Но важно это письмо не этим, а тем, что в нем произошла заочная смычка «Ленин-Горький-Сталин». Отвечая на какое-то письмо Горького по поводу разгула национализма (проблема, которая сильно волновала Горького накануне Первой мировой войны), Ленин писал: «Насчет национализма вполне с Вами согласен, что надо этим заняться посурьезнее. У нас один чудесный грузин засел и пишет для „Просвещения“ большую статью, собрав все австрийские и пр. материалы. Мы на это наляжем. Но что наши резолюции (посылаю их в печати) „отписка, канцелярщина“, это Вы зря изволите ругаться. Нет. Это не отписка. У нас и на Кавказе с.-д. грузины + армяне + татары + русские работали вместе, в единой с.-д. организации больше десяти лет. Это не фраза, а пролетарское решение национального вопроса. Единственное решение. Так было и в Риге: русские + латыши + литовцы; отделялись лишь сепаратисты — Бунд. То же в Вильне».
Ленин был неисправим. По его убеждению, есть только одна национальность — партия, его секта.
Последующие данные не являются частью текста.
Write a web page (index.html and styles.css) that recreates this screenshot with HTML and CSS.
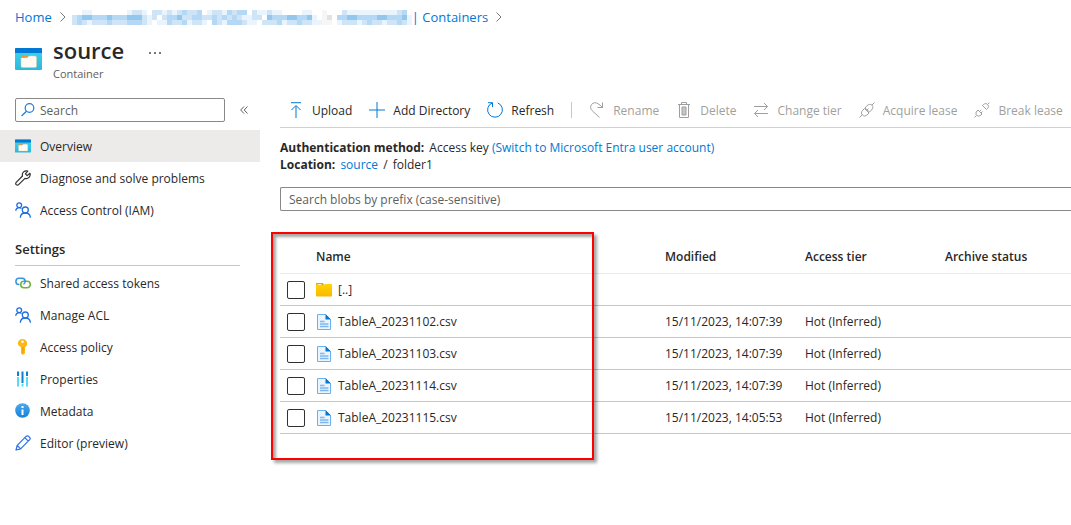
FILE: index.html
```
<!DOCTYPE html>
<html lang="en">

<head>
    <meta charset="UTF-8">
    <meta name="viewport" content="width=device-width, initial-scale=1.0">
    <title>source - Container</title>
    <link rel="stylesheet" href="styles.css">
</head>

<body>
    <!-- Shared icons -->
    <svg class="icon-defs" aria-hidden="true">
        <defs>
            <linearGradient id="cyan" x1="0" y1="0" x2="0" y2="1">
                <stop offset="0" stop-color="#3fd5f2" />
                <stop offset="1" stop-color="#2bb8dc" />
            </linearGradient>
            <linearGradient id="gold" x1="0" y1="0" x2="0" y2="1">
                <stop offset="0" stop-color="#ffd400" />
                <stop offset="1" stop-color="#fbb800" />
            </linearGradient>
            <linearGradient id="info" x1="0" y1="0" x2="0" y2="1">
                <stop offset="0" stop-color="#4aa8ee" />
                <stop offset="1" stop-color="#1583d8" />
            </linearGradient>
        </defs>
        <symbol id="container" viewBox="0 0 27 22">
            <rect width="27" height="22" rx="1" fill="url(#cyan)" />
            <path d="M0 5V1q0-1 1-1h25q1 0 1 1v4z" fill="#0078d4" />
            <path d="M6 9.500h6.500L14 8h6q1.500 0 1.500 1.500v8.500q0 1.500-1.500 1.500H7.500Q6 19.500 6 18z" fill="#fffaf2" stroke="#e8c9a0" stroke-width=".5" />
            <path d="M6 10V8.500Q6 7 7.500 7H12l1 1-1 1.500z" fill="#f7923a" />
        </symbol>
        <symbol id="people" viewBox="0 0 16 16">
            <g fill="none" stroke="#1f6fe0" stroke-width="1.300">
                <circle cx="4.200" cy="3.200" r="2.400" />
                <path d="M.7 8.800c.2-1.900 1.600-3.200 3.400-3.200 1 0 1.800.3 2.400.9" />
                <circle cx="10.300" cy="8" r="3" />
                <path d="M5.300 15.800c.2-2.900 2.300-4.800 5-4.800s4.900 1.900 5.100 4.800" />
            </g>
        </symbol>
        <symbol id="file" viewBox="0 0 16 18">
            <path d="M1.500 1.500h8l5 5v10h-13z" fill="#eaf5ff" stroke="#69b0ee" />
            <path d="M9.500 1l5.500 5.500H9.500z" fill="#0078d4" />
            <path d="M4 8.500h4.500M4 11h8.500M4 13.500h8.500" stroke="#7fb6ef" stroke-width="1.400" />
        </symbol>
    </svg>

    <nav class="breadcrumb" aria-label="Breadcrumb">
        <a href="#">Home</a>
        <svg class="chevron" viewBox="0 0 6 10"><path d="M.5.5L5 5 .5 9.500" /></svg>
        <a href="#" class="account">
            <svg class="redacted" viewBox="0 0 68 3" role="img" aria-label="Redacted">
                <path stroke="#eaf4fc" d="M2 .5h2M11 .5h4M16 .5h10M27 .5h8M36 .5h6M46 .5h2M50 .5h1M54 .5h13M0 1.500h49M50 1.500h2M53 1.500h15M0 2.500h16M17 2.500h10M27 2.500h23M51 2.500h1M53 2.500h15" />
                <path stroke="#cfe5f7" d="M12 .5h2M16 .5h2M19 .5h1M21 .5h5M28 .5h2M31 .5h4M36 .5h1M39 .5h1M54 .5h1M65 .5h2M0 1.500h15M16 1.500h1M18 1.500h16M36 1.500h12M53 1.500h14M0 2.500h3M4 2.500h3M8 2.500h7M19 2.500h4M24 2.500h2M28 2.500h2M31 2.500h4M38 2.500h4M43 2.500h5M54 2.500h3M58 2.500h4M63 2.500h4" />
                <path stroke="#b5d8f4" d="M22 .5h1M25 .5h1M31 .5h1M33 .5h2M66 .5h1M1 1.500h13M19 1.500h3M24 1.500h2M28 1.500h1M30 1.500h1M32 1.500h1M39 1.500h9M53 1.500h14M1 2.500h1M7 2.500h1M11 2.500h3M19 2.500h1M22 2.500h1M28 2.500h1M31 2.500h3M41 2.500h1M45 2.500h1M59 2.500h1M65 2.500h1" />
                <path stroke="#94c7ee" d="M2 1.500h2M7 1.500h1M11 1.500h3M21 1.500h1M39 1.500h1M43 1.500h2M47 1.500h1M55 1.500h2M61 1.500h2M66 1.500h1" />
                <path stroke="#fff" d="M17 1.500h1M38 1.500h1M27 2.500h1M37 2.500h1" />
                <path stroke="#f6f6f6" d="M50 .5h1M50 1.500h1M50 2.500h2" />
                <path stroke="#e3e3e3" d="M51 1.500h1" />
            </svg>
            <span>| Containers</span>
        </a>
        <svg class="chevron" viewBox="0 0 6 10"><path d="M.5.5L5 5 .5 9.500" /></svg>
    </nav>

    <header class="page-header">
        <svg class="page-icon"><use href="#container" /></svg>
        <div>
            <h1>source</h1>
            <p>Container</p>
        </div>
        <button class="more" aria-label="More">
            <svg viewBox="0 0 12 2"><path d="M0 0h2v2H0zM5 0h2v2H5zM10 0h2v2h-2z" /></svg>
        </button>
    </header>

    <div class="layout">
        <aside class="sidebar">
            <div class="sidebar-search">
                <label class="search-box">
                    <svg class="icon" viewBox="0 0 16 16"><g fill="none" stroke="#1b7fd6" stroke-width="1.200"><circle cx="9.500" cy="6" r="4.300" /><path d="M6.500 9.200L1.500 14" /></g></svg>
                    <input type="text" placeholder="Search" aria-label="Search">
                </label>
                <button class="collapse" aria-label="Collapse menu">
                    <svg viewBox="0 0 8 8"><path d="M4 .5L.7 4 4 7.500M7.500.5L4.200 4l3.300 3.500" /></svg>
                </button>
            </div>
            <nav class="menu">
                <a href="#" class="active">
                    <svg class="icon"><use href="#container" /></svg>Overview
                </a>
                <a href="#">
                    <svg class="icon" viewBox="0 0 16 16"><path d="M12.800 1.100a4 4 0 0 0-5.300 4.900L1.200 12.300a1.600 1.600 0 0 0 2.400 2.400l6.400-6.300a4 4 0 0 0 4.900-5.200l-2.700 2.400-1.800-1.800z" fill="none" stroke="#323130" stroke-width="1.200" stroke-linejoin="round" /></svg>Diagnose and solve problems
                </a>
                <a href="#">
                    <svg class="icon"><use href="#people" /></svg>Access Control (IAM)
                </a>
            </nav>
            <h2>Settings</h2>
            <nav class="menu">
                <a href="#">
                    <svg class="icon" viewBox="0 0 16 16"><g fill="none" stroke-width="1.500"><rect x="5.700" y="6.300" width="9.600" height="6.400" rx="3.200" stroke="#76b043" /><path d="M4.500 9.500H4a3.100 3.100 0 0 1 0-6.200h3.200a3.100 3.100 0 0 1 3 3.100 3 3 0 0 1-1.700 2.900" stroke="#3b94e0" /></g></svg>Shared access tokens
                </a>
                <a href="#">
                    <svg class="icon"><use href="#people" /></svg>Manage ACL
                </a>
                <a href="#">
                    <svg class="icon" viewBox="0 0 16 16"><path d="M7.500 0a4.700 4.700 0 0 1 4.700 4.600c0 1.600-.9 2.800-2.200 3.600v6L7.800 16 6 14.500V8.200C4.200 7.200 2.800 6.200 2.800 4.600A4.700 4.700 0 0 1 7.500 0z" fill="#fdb913" /><circle cx="7.500" cy="2.700" r="1.300" fill="#fff" /><path d="M8 8v6" stroke="#e89a00" /></svg>Access policy
                </a>
                <a href="#">
                    <svg class="icon" viewBox="0 0 16 16"><path d="M2 6h2v9.500H2zM6.500 13h2v2.500h-2zM11 6h2v9.500h-2z" fill="#4fe0f5" /><path d="M2 .5h2V5H2zM6.500.5h2V12h-2zM11 .5h2V5h-2z" fill="#0f7fd4" /></svg>Properties
                </a>
                <a href="#">
                    <svg class="icon" viewBox="0 0 16 16"><circle cx="7.500" cy="7.500" r="7.300" fill="url(#info)" /><path d="M6.500 6.500h2V12h-2zM6.500 3h2v2h-2z" fill="#fff" /></svg>Metadata
                </a>
                <a href="#">
                    <svg class="icon" viewBox="0 0 16 16"><path d="M1 15l1.200-4.700L11.300 1.200q1.100-.9 2.300.1l1.100 1.100q1 1.200 0 2.300L5.600 13.800zM9.800 2.700l3.500 3.500M2.200 10.300l3.400 3.500" fill="none" stroke="#2b6fe0" stroke-width="1.200" stroke-linejoin="round" /></svg>Editor (preview)
                </a>
            </nav>
        </aside>

        <main class="content">
            <div class="toolbar">
                <button>
                    <svg class="icon blue" viewBox="0 0 16 16"><path d="M3 .7h10M8 16V4M3.500 8L8 3.500 12.500 8" /></svg>Upload
                </button>
                <button>
                    <svg class="icon blue" viewBox="0 0 16 16"><path d="M8 0v16M0 8h16" /></svg>Add Directory
                </button>
                <button>
                    <svg class="icon blue" viewBox="0 0 16 16"><path d="M1 .7h4.500v4.500M5.300.9A7.400 7.400 0 1 0 10.700.9" /></svg>Refresh
                </button>
                <span class="divider"></span>
                <button disabled>
                    <svg class="icon" viewBox="0 0 16 16"><path d="M10.500 15.500L3.200 8.700A4.500 4.500 0 0 1 9 1.800q2.200 1 4.500 3.700M13.500.5v5h-5" /></svg>Rename
                </button>
                <button disabled>
                    <svg class="icon" viewBox="0 0 16 16"><path d="M2 2.500h12M5.500 2.500v-2h5v2M3.500 2.500v13h9v-13" /><path d="M6 5h4v8H6z" fill="#c8c6c4" /></svg>Delete
                </button>
                <button disabled>
                    <svg class="icon" viewBox="0 0 16 16"><path d="M1 4.500h13.500M11 1l3.500 3.500L11 8M15 11.500H1.500M5 8l-3.500 3.500L5 15" /></svg>Change tier
                </button>
                <button disabled>
                    <svg class="icon" viewBox="0 0 16 16"><path d="M.5 15.500L3 13M13 3l2.500-2.500M3.500 8.500l2-2 4.500 4.500-2 2c-1.500 1.300-3.300 1.300-4.600 0s-1.300-3 .1-4.500zM6 6l2-2.300c1.500-1.500 3.600-1.800 5-.5s1 3.300-.5 4.800l-2 2zM7.500 8.500l1.800-1.800" /></svg>Acquire lease
                </button>
                <button disabled>
                    <svg class="icon" viewBox="0 0 16 16"><path d="M.5 15.500l2-2M13.500 2.500l2-2M3 9l1-1 4 4-1 1c-1.500 1.300-3 1.400-4.200.3S1.700 10.500 3 9zM5.500 9.500l1.700-1.700M7 11l1.500-1.500M8.500 3.500l1-1c1.500-1.200 3-1.200 4.100 0s1.100 2.500-.1 4l-1 1z" /></svg>Break lease
                </button>
            </div>

            <div class="details">
                <p><strong>Authentication method:</strong> Access key <a href="#">(Switch to Microsoft Entra user account)</a></p>
                <p><strong>Location:</strong> <a href="#">source</a> <span class="slash">/</span> folder1</p>
            </div>

            <input class="blob-search" type="text" placeholder="Search blobs by prefix (case-sensitive)" aria-label="Search blobs by prefix">

            <div class="blobs">
                <table>
                    <thead>
                        <tr>
                            <th class="check-col"></th>
                            <th>Name</th>
                            <th class="date-col">Modified</th>
                            <th class="tier-col">Access tier</th>
                            <th class="status-col">Archive status</th>
                        </tr>
                    </thead>
                    <tbody>
                        <tr>
                            <td><input type="checkbox" aria-label="Select parent folder"></td>
                            <td>
                                <a href="#" class="name">
                                    <svg viewBox="0 0 16 18"><path d="M0 3q0-1 1-1h6l1 2H0z" fill="#dfa500" /><path d="M0 4h8l1-1h6q1 0 1 1v10.500q0 1-1 1H1q-1 0-1-1z" fill="url(#gold)" /><path d="M1.500 3.500h4" stroke="#fff2b0" /></svg>[..]
                                </a>
                            </td>
                            <td></td>
                            <td></td>
                            <td></td>
                        </tr>
                        <tr>
                            <td><input type="checkbox" aria-label="Select TableA_20231102.csv"></td>
                            <td><a href="#" class="name"><svg><use href="#file" /></svg>TableA_20231102.csv</a></td>
                            <td>15/11/2023, 14:07:39</td>
                            <td>Hot (Inferred)</td>
                            <td></td>
                        </tr>
                        <tr>
                            <td><input type="checkbox" aria-label="Select TableA_20231103.csv"></td>
                            <td><a href="#" class="name"><svg><use href="#file" /></svg>TableA_20231103.csv</a></td>
                            <td>15/11/2023, 14:07:39</td>
                            <td>Hot (Inferred)</td>
                            <td></td>
                        </tr>
                        <tr>
                            <td><input type="checkbox" aria-label="Select TableA_20231114.csv"></td>
                            <td><a href="#" class="name"><svg><use href="#file" /></svg>TableA_20231114.csv</a></td>
                            <td>15/11/2023, 14:07:39</td>
                            <td>Hot (Inferred)</td>
                            <td></td>
                        </tr>
                        <tr>
                            <td><input type="checkbox" aria-label="Select TableA_20231115.csv"></td>
                            <td><a href="#" class="name"><svg><use href="#file" /></svg>TableA_20231115.csv</a></td>
                            <td>15/11/2023, 14:05:53</td>
                            <td>Hot (Inferred)</td>
                            <td></td>
                        </tr>
                    </tbody>
                </table>
                <div class="highlight"></div>
            </div>
        </main>
    </div>
</body>

</html>
```
FILE: styles.css
```
* {
    box-sizing: border-box;
}

body {
    margin: 0;
    font-family: "Open Sans", "Noto Sans", sans-serif;
    font-size: 12px;
    line-height: 17px;
    color: #292827;
    background-color: #fff;
}

h1,
h2,
p {
    margin: 0;
}

a {
    color: #0078d4;
    text-decoration: none;
}

button {
    padding: 0;
    border: none;
    background: none;
    font: inherit;
    color: inherit;
    cursor: pointer;
}

input {
    font: inherit;
    color: inherit;
}

input::placeholder {
    color: #605e5c;
    opacity: 1;
}

.icon-defs {
    position: absolute;
    width: 0;
    height: 0;
}

.icon {
    width: 16px;
    height: 16px;
    flex: none;
}

/* Breadcrumb */
.breadcrumb {
    display: flex;
    align-items: center;
    gap: 6px;
    height: 34px;
    padding-left: 15px;
    font-size: 13px;
}

.account {
    display: flex;
    align-items: center;
}

.redacted {
    width: 340px;
    height: 15px;
    fill: none;
    stroke-width: 1;
    shape-rendering: crispEdges;
}

.chevron {
    width: 6px;
    height: 10px;
    margin-left: 2px;
    fill: none;
    stroke: #7a7876;
}

/* Title */
.page-header {
    display: flex;
    align-items: flex-start;
    height: 64px;
    padding: 2px 15px 0;
}

.page-icon {
    width: 27px;
    height: 22px;
    margin: 12px 11px 0 0;
}

.page-header h1 {
    font-size: 22px;
    line-height: 28px;
    font-weight: 600;
}

.page-header p {
    margin-top: 2px;
    font-size: 11px;
    line-height: 16px;
    color: #605e5c;
}

.more {
    margin: 14px 0 0 25px;
    line-height: 0;
}

.more svg {
    width: 12px;
    height: 2px;
    fill: #7a7876;
}

.layout {
    display: flex;
    align-items: flex-start;
}

/* Sidebar */
.sidebar {
    width: 260px;
    flex: none;
}

.sidebar-search {
    display: flex;
    align-items: center;
    gap: 15px;
    padding-left: 15px;
    margin-bottom: 8px;
}

.search-box {
    display: flex;
    align-items: center;
    width: 210px;
    height: 24px;
    padding-left: 4px;
    gap: 4px;
    border: 1px solid #8a8886;
    border-radius: 2px;
}

.search-box input {
    width: 100%;
    padding: 0;
    border: none;
    outline: none;
    background: none;
}

.collapse {
    line-height: 0;
}

.collapse svg {
    width: 8px;
    height: 8px;
    fill: none;
    stroke: #605e5c;
}

.menu a {
    display: flex;
    align-items: center;
    gap: 9px;
    height: 32px;
    padding-left: 15px;
    color: #292827;
}

.menu a.active {
    background-color: #edebe9;
}

.sidebar h2 {
    margin: 15px 20px 1px 15px;
    padding-bottom: 7px;
    border-bottom: 1px solid #c8c6c4;
    font-size: 13px;
    line-height: 17px;
    font-weight: 600;
}

/* Main area */
.content {
    flex: 1;
    min-width: 0;
    padding-left: 20px;
}

.toolbar {
    display: flex;
    align-items: center;
    gap: 17px;
    height: 30px;
    padding: 0 0 5px 8px;
    border-bottom: 1px solid #d2d0ce;
}

.toolbar button {
    display: flex;
    align-items: center;
    gap: 8px;
    white-space: nowrap;
}

.toolbar button:disabled {
    color: #a19f9d;
    cursor: default;
}

.toolbar .icon {
    fill: none;
    stroke: #a19f9d;
}

.toolbar .icon.blue {
    stroke: #0078d4;
}

.divider {
    width: 1px;
    height: 16px;
    flex: none;
    background-color: #c8c6c4;
}

.details {
    padding: 11px 0 14px;
}

.details strong {
    margin-right: 2px;
}

.slash {
    margin: 0 2px;
}

.blob-search {
    display: block;
    width: 100%;
    height: 24px;
    padding: 0 8px;
    border: 1px solid #8a8886;
    border-right: none;
    border-radius: 2px 0 0 2px;
}

/* Blob list */
.blobs {
    position: relative;
    padding: 29px 0 40px;
}

table {
    width: 100%;
    table-layout: fixed;
    border-collapse: separate;
    border-spacing: 0;
}

th,
td {
    height: 32px;
    padding: 0;
    border-bottom: 1px solid #c8c6c4;
    text-align: left;
    white-space: nowrap;
}

th {
    height: 34px;
    border-bottom-color: #edebe9;
    font-weight: 600;
}

.check-col {
    width: 36px;
}

.date-col,
.tier-col {
    width: 140px;
}

.status-col {
    width: 126px;
}

td input[type="checkbox"] {
    appearance: none;
    display: block;
    width: 18px;
    height: 18px;
    margin: 0 0 0 7px;
    border: 1px solid #323130;
    border-radius: 2px;
}

.name {
    display: flex;
    align-items: center;
    gap: 6px;
    color: #292827;
}

.name svg {
    width: 16px;
    height: 18px;
}

.highlight {
    position: absolute;
    top: 21px;
    left: -9px;
    width: 323px;
    height: 228px;
    border: 2px solid #fe0000;
    box-shadow: 3px 3px 3px rgba(0, 0, 0, 0.35), inset 3px 3px 3px rgba(0, 0, 0, 0.35);
    pointer-events: none;
}
```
Всё прочее — тонкости и сложности национальных отношений — должно перед этим стушеваться.
По-видимому, Ленина, по крайней мере, до его размолвки со Сталиным, устраивало, как решал национальный вопрос «замечательный грузин», как устраивало его и то, что с Кавказа, в бытность там Сталина и Камо, в большевистскую кассу поступали деньги от «эксов», то есть в результате грабежей. Ленина вообще устраивало всё, что не противоречило его пониманию партии. И этот принцип Сталин несомненно перенял у Ленина. Так что он был искренен, когда потом, оказавшись на вершине власти, смиренно называл себя его «верным учеником».
В нашу задачу не входит анализ отношения Ленина и Сталина к национальному вопросу. Достаточно оценить, как Ленин относился к собственной стране и ее населению. В письме Горькому (конец января 1913-го) Ленин писал: «Война Австрии с Россией была бы очень полезной для революции (во всей Восточной Европе) штукой, но мало вероятно, чтобы Франц Иозеф (так у Ленина. — П. Б.) и Николаша доставили нам сие удовольствие».
«Сие удовольствие» большевикам доставили в августе 1914 года, но они сумели воспользоваться им только после февраля 1917-го.